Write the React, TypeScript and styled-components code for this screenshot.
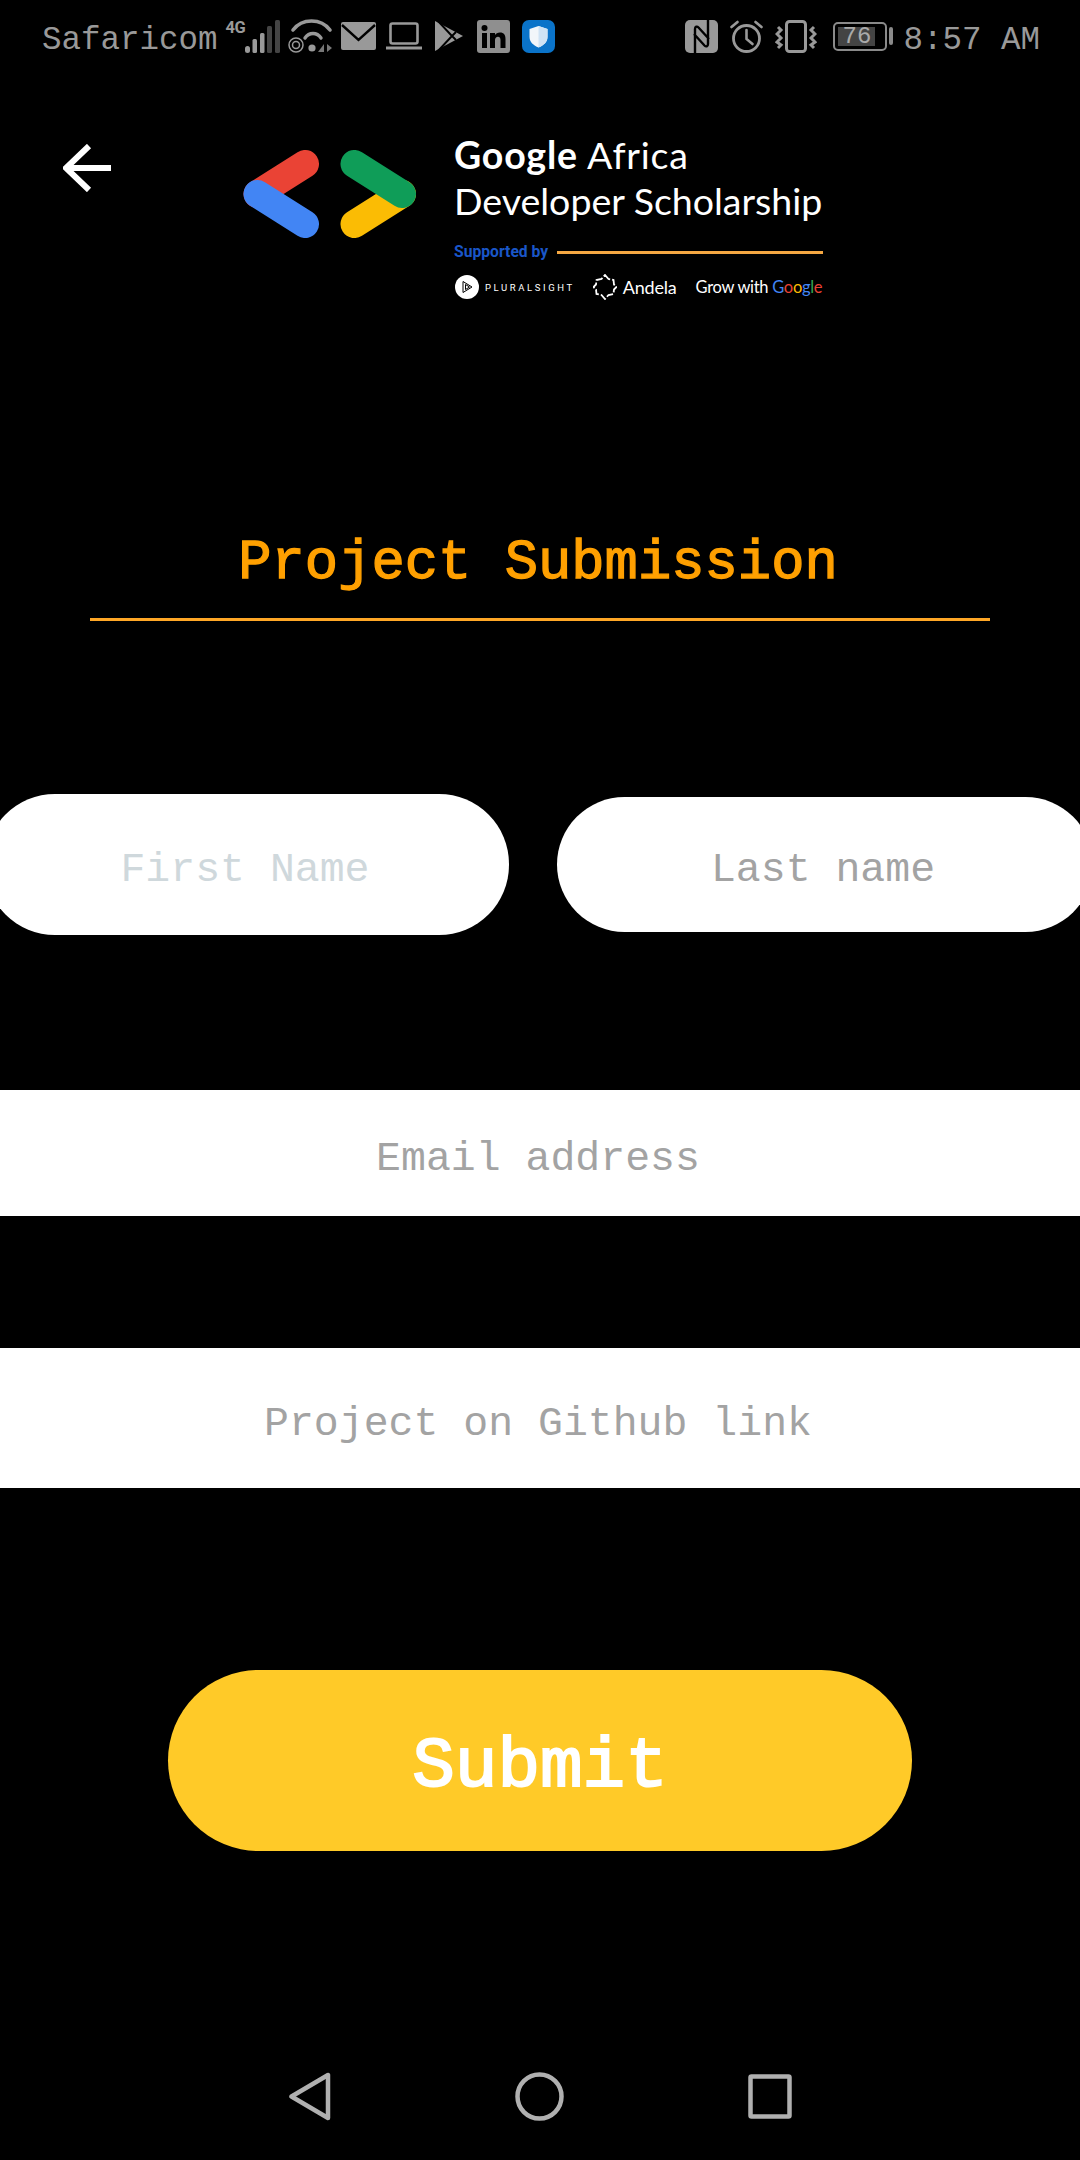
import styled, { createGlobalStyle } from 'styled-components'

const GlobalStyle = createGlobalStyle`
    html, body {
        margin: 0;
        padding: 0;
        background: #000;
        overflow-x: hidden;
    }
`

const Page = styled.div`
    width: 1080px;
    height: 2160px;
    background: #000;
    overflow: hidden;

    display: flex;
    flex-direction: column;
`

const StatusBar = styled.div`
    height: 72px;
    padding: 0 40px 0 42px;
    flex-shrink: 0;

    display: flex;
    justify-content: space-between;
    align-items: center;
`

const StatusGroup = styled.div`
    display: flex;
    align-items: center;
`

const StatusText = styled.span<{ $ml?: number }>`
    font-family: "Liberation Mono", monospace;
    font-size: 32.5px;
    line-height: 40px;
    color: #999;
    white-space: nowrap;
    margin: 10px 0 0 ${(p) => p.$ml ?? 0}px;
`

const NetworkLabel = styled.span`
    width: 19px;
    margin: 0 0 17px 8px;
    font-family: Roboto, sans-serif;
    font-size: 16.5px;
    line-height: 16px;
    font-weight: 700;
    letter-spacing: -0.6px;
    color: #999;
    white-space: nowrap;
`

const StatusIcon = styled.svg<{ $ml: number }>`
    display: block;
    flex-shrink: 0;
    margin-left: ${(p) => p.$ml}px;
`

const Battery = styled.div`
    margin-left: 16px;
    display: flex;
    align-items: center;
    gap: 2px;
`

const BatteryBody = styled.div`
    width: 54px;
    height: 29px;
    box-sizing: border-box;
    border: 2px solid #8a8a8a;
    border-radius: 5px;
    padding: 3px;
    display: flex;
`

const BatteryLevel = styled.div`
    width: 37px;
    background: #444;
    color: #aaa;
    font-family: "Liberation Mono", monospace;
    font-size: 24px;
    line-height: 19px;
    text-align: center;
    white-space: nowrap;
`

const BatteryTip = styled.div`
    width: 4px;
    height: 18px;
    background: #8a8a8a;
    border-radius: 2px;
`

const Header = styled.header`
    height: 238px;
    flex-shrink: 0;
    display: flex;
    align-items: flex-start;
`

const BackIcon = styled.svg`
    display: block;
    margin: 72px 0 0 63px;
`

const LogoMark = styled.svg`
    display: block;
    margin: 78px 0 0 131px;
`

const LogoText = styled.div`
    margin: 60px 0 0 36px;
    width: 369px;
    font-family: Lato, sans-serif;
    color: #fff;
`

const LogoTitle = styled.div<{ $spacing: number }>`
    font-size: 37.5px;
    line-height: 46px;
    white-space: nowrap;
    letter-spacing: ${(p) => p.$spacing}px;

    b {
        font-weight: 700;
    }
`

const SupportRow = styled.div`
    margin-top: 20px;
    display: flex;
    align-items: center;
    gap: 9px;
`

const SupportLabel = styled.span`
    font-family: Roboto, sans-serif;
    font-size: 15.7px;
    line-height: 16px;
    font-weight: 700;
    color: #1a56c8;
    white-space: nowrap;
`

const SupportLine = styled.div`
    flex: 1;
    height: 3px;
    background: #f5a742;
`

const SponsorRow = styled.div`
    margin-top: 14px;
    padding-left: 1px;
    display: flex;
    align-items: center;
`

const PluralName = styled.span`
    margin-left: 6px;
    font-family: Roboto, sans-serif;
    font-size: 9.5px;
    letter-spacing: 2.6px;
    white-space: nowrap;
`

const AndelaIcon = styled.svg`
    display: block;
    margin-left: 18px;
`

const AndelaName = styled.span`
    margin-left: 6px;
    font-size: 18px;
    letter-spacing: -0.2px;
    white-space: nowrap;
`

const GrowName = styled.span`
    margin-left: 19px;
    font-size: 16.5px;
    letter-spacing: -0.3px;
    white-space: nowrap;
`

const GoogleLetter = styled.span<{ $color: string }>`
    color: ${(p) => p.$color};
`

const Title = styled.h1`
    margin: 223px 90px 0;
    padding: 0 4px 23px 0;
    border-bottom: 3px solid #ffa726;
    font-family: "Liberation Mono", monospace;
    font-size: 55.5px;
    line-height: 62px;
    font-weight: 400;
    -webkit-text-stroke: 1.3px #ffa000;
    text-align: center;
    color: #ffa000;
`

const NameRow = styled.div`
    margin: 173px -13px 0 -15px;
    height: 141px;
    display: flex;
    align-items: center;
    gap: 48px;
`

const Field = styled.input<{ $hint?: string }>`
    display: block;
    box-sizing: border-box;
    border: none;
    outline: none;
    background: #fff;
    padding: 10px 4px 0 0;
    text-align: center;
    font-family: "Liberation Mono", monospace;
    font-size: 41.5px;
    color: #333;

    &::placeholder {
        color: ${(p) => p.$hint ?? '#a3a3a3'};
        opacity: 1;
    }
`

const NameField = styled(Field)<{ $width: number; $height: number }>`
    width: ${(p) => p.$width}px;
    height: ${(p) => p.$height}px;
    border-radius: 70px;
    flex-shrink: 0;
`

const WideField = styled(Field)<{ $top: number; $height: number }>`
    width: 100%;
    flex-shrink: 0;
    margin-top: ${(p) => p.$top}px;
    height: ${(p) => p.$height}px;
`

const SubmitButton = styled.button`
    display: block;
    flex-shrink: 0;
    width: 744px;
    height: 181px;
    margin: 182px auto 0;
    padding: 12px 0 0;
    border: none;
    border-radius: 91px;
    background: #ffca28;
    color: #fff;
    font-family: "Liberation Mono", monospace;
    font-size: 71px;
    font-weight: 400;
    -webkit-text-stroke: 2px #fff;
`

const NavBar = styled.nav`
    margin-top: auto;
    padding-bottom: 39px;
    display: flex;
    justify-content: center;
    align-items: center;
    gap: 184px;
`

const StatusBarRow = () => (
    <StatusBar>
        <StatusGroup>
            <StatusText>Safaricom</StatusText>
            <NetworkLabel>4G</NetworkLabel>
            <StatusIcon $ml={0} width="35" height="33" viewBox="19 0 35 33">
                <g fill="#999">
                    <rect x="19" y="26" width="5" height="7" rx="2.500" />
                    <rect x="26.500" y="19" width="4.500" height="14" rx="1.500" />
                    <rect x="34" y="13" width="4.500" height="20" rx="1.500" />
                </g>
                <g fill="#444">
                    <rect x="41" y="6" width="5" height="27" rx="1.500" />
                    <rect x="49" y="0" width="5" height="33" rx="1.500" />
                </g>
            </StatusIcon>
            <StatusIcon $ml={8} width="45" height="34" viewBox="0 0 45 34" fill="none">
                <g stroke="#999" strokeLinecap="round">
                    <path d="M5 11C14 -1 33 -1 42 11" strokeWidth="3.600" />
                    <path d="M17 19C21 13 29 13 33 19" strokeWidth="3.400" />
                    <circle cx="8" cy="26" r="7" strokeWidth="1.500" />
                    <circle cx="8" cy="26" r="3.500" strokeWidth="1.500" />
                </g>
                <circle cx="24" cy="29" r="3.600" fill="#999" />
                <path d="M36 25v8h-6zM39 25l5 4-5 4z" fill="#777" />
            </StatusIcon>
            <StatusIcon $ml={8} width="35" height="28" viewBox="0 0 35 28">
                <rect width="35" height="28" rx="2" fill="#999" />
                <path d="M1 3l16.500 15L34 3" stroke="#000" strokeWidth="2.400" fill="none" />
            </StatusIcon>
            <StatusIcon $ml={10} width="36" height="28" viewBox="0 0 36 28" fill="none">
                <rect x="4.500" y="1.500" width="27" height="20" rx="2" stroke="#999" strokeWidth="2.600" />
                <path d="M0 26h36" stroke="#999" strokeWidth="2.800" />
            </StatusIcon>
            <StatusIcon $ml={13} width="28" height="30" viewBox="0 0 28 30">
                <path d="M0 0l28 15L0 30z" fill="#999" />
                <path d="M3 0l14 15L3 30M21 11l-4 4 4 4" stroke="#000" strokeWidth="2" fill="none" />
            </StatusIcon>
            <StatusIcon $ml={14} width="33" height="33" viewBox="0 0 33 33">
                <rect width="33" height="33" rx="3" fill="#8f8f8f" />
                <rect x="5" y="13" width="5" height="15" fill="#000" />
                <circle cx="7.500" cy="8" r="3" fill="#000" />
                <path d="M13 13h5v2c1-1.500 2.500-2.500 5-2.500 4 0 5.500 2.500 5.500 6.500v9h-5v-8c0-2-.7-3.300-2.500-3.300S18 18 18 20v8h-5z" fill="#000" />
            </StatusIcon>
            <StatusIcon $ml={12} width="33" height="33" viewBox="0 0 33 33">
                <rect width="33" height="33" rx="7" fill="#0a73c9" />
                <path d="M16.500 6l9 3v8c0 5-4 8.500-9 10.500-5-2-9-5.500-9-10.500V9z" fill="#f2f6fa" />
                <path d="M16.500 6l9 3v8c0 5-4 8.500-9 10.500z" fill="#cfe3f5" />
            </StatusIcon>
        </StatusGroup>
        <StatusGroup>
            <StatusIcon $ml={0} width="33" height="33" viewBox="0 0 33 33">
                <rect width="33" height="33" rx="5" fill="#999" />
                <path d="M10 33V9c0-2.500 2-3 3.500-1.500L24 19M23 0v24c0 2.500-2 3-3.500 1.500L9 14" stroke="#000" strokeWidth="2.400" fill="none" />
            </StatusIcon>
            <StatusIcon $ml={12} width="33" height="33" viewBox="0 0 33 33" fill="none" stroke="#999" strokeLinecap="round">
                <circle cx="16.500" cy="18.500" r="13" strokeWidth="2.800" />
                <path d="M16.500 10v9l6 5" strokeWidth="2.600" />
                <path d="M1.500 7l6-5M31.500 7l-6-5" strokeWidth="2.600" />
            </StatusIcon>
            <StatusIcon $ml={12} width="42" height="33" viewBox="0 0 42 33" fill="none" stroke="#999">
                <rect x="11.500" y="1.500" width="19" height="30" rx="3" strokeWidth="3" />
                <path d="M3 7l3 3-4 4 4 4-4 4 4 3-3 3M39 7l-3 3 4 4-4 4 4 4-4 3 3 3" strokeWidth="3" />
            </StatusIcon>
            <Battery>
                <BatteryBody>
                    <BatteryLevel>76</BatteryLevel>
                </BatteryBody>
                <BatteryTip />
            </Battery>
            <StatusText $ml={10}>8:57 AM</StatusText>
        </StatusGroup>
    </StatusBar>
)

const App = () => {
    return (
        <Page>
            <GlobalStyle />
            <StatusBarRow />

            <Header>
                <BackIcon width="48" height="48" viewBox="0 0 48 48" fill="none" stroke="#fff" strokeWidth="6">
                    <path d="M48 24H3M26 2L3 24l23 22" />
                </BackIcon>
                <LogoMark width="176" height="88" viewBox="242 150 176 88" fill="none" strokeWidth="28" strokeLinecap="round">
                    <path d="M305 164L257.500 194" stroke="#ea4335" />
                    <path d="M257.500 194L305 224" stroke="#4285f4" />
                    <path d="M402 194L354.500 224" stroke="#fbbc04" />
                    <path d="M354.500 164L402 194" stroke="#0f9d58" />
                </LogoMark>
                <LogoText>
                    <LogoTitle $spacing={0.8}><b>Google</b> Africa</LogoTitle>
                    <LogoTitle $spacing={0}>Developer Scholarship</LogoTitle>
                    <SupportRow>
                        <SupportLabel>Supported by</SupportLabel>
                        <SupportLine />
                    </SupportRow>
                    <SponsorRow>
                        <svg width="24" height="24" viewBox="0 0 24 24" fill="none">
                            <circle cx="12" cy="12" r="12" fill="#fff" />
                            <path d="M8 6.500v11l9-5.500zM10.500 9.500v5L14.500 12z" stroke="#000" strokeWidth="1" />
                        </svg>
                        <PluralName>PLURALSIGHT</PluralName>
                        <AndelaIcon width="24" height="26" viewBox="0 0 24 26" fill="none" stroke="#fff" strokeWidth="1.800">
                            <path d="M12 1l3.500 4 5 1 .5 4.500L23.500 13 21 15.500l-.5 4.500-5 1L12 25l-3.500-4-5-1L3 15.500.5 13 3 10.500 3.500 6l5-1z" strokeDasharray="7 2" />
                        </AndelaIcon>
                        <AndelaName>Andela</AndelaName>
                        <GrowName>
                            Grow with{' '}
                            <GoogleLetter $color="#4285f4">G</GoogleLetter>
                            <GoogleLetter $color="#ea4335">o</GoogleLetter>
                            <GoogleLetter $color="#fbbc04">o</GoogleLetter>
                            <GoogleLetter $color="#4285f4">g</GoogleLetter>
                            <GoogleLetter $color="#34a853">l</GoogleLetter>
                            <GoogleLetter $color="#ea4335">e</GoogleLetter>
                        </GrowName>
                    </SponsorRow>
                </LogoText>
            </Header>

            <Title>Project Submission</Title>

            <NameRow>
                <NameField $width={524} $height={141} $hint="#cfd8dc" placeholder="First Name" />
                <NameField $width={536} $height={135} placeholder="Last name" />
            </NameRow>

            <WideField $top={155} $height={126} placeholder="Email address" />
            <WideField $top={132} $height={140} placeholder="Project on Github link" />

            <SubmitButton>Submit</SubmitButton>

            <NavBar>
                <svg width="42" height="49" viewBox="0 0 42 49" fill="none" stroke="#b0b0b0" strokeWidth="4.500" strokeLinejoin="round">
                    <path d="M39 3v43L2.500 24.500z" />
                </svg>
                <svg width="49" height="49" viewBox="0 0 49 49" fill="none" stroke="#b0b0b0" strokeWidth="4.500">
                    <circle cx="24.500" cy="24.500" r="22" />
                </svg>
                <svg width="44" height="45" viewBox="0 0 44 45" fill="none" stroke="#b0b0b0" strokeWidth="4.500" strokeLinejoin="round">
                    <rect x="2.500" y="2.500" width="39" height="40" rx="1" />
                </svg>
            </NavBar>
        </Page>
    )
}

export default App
★ ★ ★ ★ ★ ★ ★
GOAL. Give again, exactly, the lines from the start of the data through the one holding "overflow: hidden;"; omit the pictures.

TASK SOLUTION.
Write the React, TypeScript and styled-components code for this screenshot.
import styled, { createGlobalStyle } from 'styled-components'

const GlobalStyle = createGlobalStyle`
    html, body {
        margin: 0;
        padding: 0;
        background: #000;
        overflow-x: hidden;
    }
`

const Page = styled.div`
    width: 1080px;
    height: 2160px;
    background: #000;
    overflow: hidden;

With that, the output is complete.